Add to that fact that Amsteel melts when it is put under a load while rubbing over a branch. When I got my first chunk of amsteel, I experimented with climbing on it. Using a DRT setup, just my weight going over a branch was causing small friction burns on the rope. It melts at only 300°+. I think more important than the melting point is the "critical temperature" of only 150° F. That is the temperature at which the fibers begin to degrade.

The low operating temperatures and the extreme slickness of the rope inspired me to think it was totally unsuitable for rigging or climbing.
stretchy lines are great for pulling trees over and getting vehicles unstuck if you're by yourself, for a winch line I prefer low or zero stretch since they don't fly as far when broken, BUT, sure is nice having a stretchy rope to put in there when needed (as can be seen in a previous message I left, broke that half inch stablebraid and it flew out under my truck before I even knew it had snapped, glad it didn't go up into the radiator or windshield)

and for fancy rigging like using the GRCS to lift limbs, having stretch allows a lot of wiggle room on pre tension and less shock load on the GRCS itself should the rope pop over a knot on a limb or something

I believe this video here shows using the rope stretch to assist in solo pulling of a tree
 
The trick is to not break the rope by banging it with an overload.

I had a sugar maple over a house one time that I could see a big advantage to felling it away from the structure rather than just piecing it out over the roof. Of course, that wasn't too easy, since the tree was deeply split and the trunk that leaned over the house was very compromised. I feared that the hinge would be too weak to keep the tree upright during the "pull", and that it might crash sideways, still hitting the house.

So I set up my rollback wrecker on the lot next door, and rigged the steel winch line to a nice long section of stretchy rope, then drew it as tight as I thought safe. Since I had significantly more "pull" than usual, my attachment point to the tree was deliberately lower than usual, so as to gain some speed when pulling the whole tree over. If the hinge failed prematurely, the tree would pivot from the rope's attachment point and fall on the house, kicking the stump outwards towards the tow truck pulling on the line.

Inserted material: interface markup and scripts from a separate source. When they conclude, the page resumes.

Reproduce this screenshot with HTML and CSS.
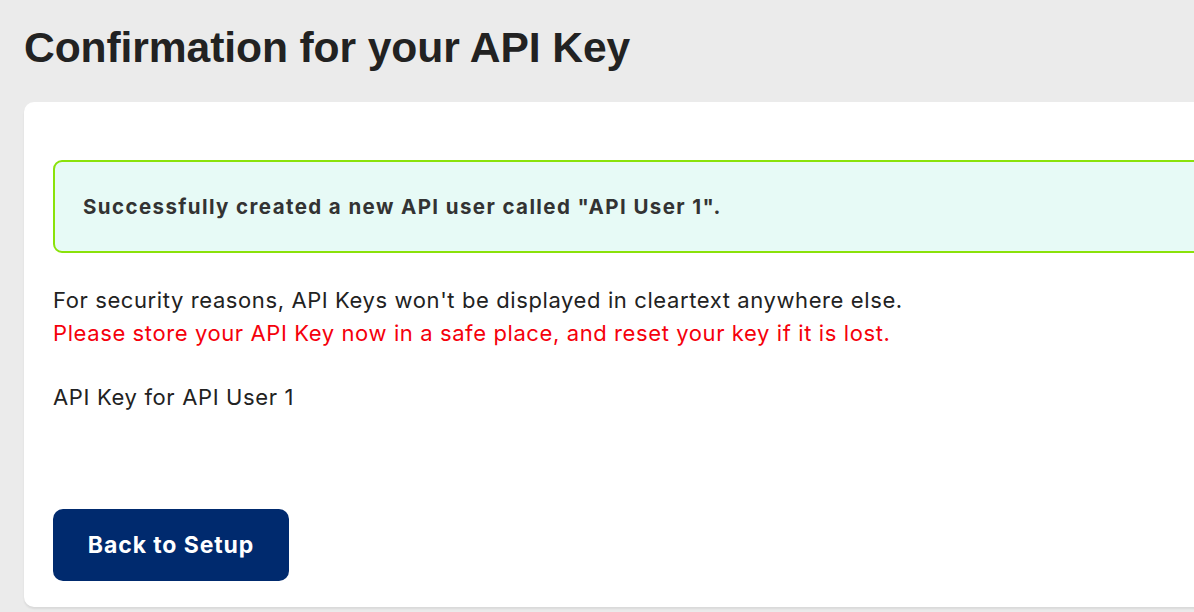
FILE: index.html
```html
<!DOCTYPE html>
<html lang="en">
<head>
<meta charset="utf-8">
<title>Confirmation for your API Key</title>
<link rel="stylesheet" href="styles.css">
</head>
<body>
<main class="page">
  <h1 class="page-title">Confirmation for your API Key</h1>
  <section class="card">
    <div class="alert-success">Successfully created a new API user called "API User 1".</div>
    <p class="info">For security reasons, API Keys won't be displayed in cleartext anywhere else.<br><span class="warn">Please store your API Key now in a safe place, and reset your key if it is lost.</span></p>
    <p class="key-label">API Key for API User 1</p>
    <button class="btn-primary" type="button">Back to Setup</button>
  </section>
</main>
</body>
</html>
```
FILE: styles.css
```css
html, body {
  margin: 0;
  padding: 0;
  height: 100%;
  overflow: hidden;
}
body {
  background: #ebebeb;
  font-family: Inter, "Liberation Sans", Arial, sans-serif;
  color: #222;
}
.page {
  padding: 0 0 0 24px;
}
.page-title {
  margin: 0;
  padding-top: 23px;
  height: 102px;
  box-sizing: border-box;
  font-family: "Liberation Sans", Arial, sans-serif;
  font-size: 42.6px;
  font-weight: bold;
  color: #222;
  line-height: 48px;
  letter-spacing: -0.1px;
}
.card {
  background: #fff;
  border-radius: 10px 0 0 10px;
  width: 1220px;
  height: 505px;
  box-sizing: border-box;
  padding: 58px 0 0 29px;
  box-shadow: 0 2px 2px rgba(0,0,0,0.08);
}
.alert-success {
  background: #e7faf6;
  border: 2px solid #8ae20a;
  border-radius: 9px;
  height: 93px;
  box-sizing: border-box;
  padding: 0 0 0 28px;
  display: flex;
  align-items: center;
  font-size: 20.5px;
  font-weight: bold;
  letter-spacing: 1.4px;
  color: #333;
}
.info {
  margin: 31px 0 0 0;
  font-size: 22px;
  letter-spacing: 0.6px;
  line-height: 33px;
  color: #222;
}
.warn {
  color: #f5000b;
}
.key-label {
  margin: 31px 0 0 0;
  font-size: 22px;
  letter-spacing: 0.65px;
  line-height: 33px;
  color: #222;
}
.btn-primary {
  margin-top: 95px;
  width: 236px;
  height: 72px;
  background: #002a6e;
  color: #fff;
  border: none;
  border-radius: 10px;
  font-family: Inter, "Liberation Sans", Arial, sans-serif;
  font-size: 23px;
  font-weight: bold;
  letter-spacing: 0.9px;
  padding: 0;
}
```
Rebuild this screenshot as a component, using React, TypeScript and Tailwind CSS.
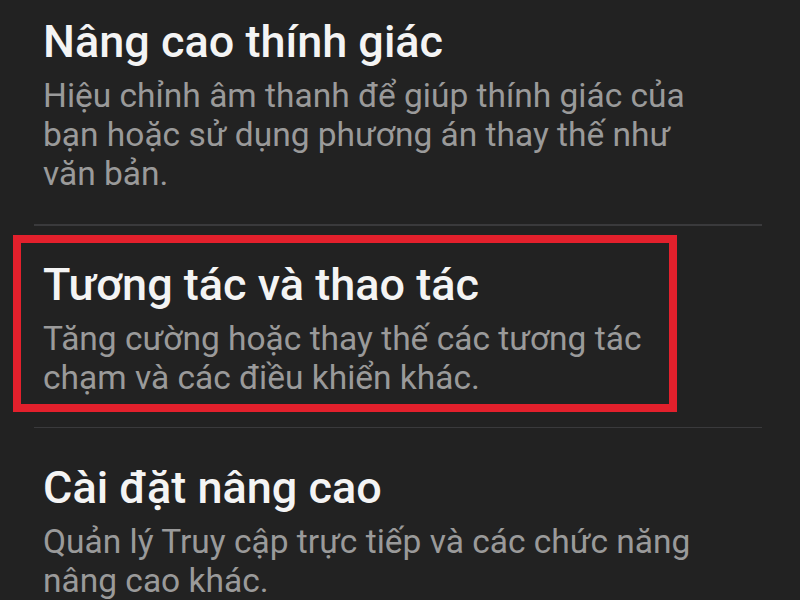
const font = { fontFamily: "Roboto, 'Noto Sans', sans-serif" };

function Item({ title, desc }: { title: string; desc: string }) {
  return (
    <div className="flex flex-col">
      <div className="text-[45px] leading-[52px] font-medium text-[#f4f4f4]">{title}</div>
      <div className="mt-[8px] text-[33.5px] leading-[39px] text-[#9a9a9a]">{desc}</div>
    </div>
  );
}

export default function App() {
  return (
    <div className="w-[800px] h-[600px] overflow-hidden bg-[#222222] flex flex-col" style={font}>
      <div className="pl-[43px] pr-[90px] pt-[16px]">
        <Item
          title="Nâng cao thính giác"
          desc="Hiệu chỉnh âm thanh để giúp thính giác của bạn hoặc sử dụng phương án thay thế như văn bản."
        />
      </div>
      <div className="mt-[31px] ml-[34px] w-[728px] h-[2px] bg-[#3a3a3c]" />
      <div className="mt-[9px] ml-[13px] w-[664px] border-[8px] border-[#e3202c] pl-[22px] pt-[16px] pb-[7px]">
        <Item
          title="Tương tác và thao tác"
          desc="Tăng cường hoặc thay thế các tương tác chạm và các điều khiển khác."
        />
      </div>
      <div className="mt-[15px] ml-[34px] w-[728px] h-[2px] bg-[#3a3a3c]" />
      <div className="pl-[43px] pr-[90px] pt-[34px]">
        <Item
          title="Cài đặt nâng cao"
          desc="Quản lý Truy cập trực tiếp và các chức năng nâng cao khác."
        />
      </div>
    </div>
  );
}
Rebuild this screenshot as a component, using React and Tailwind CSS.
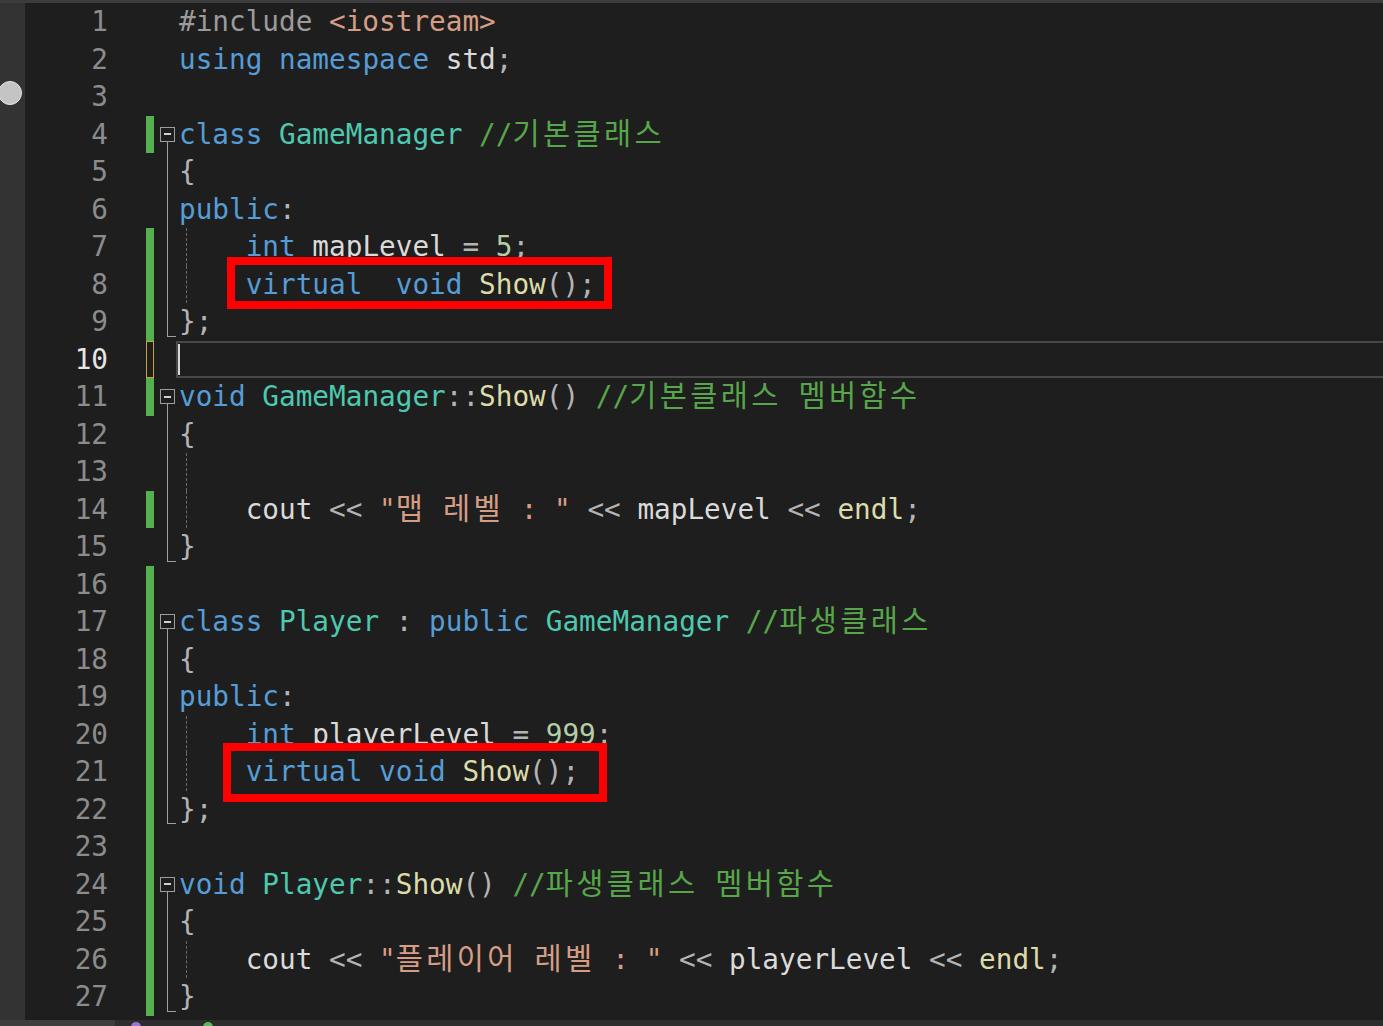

Then I made a somewhat shallow face cut a bit higher than the planned back-cut, and followed with a back cut significantly lower than normal. Theoretically, if the hinge wood failed, the top and bottom sections of the hinging section of the trunk would still interlock and my rope would keep pulling the tree over.

It went over exactly as planned, practically sling-shotting the tree into the adjacent lot with the rope's stretching force that I had applied to the tree.
 
Holy smokes that pic above is ridiculous, all that to save a few grand. Screw chains, cables and ladders. Get half a dozen throw bags, a cube, some throw line and a big shot if need be.
Be careful setting lines in dead trees, many ways to get hurt. Keep your head up... especially on the back cut. Have at least 1 escape route and use it.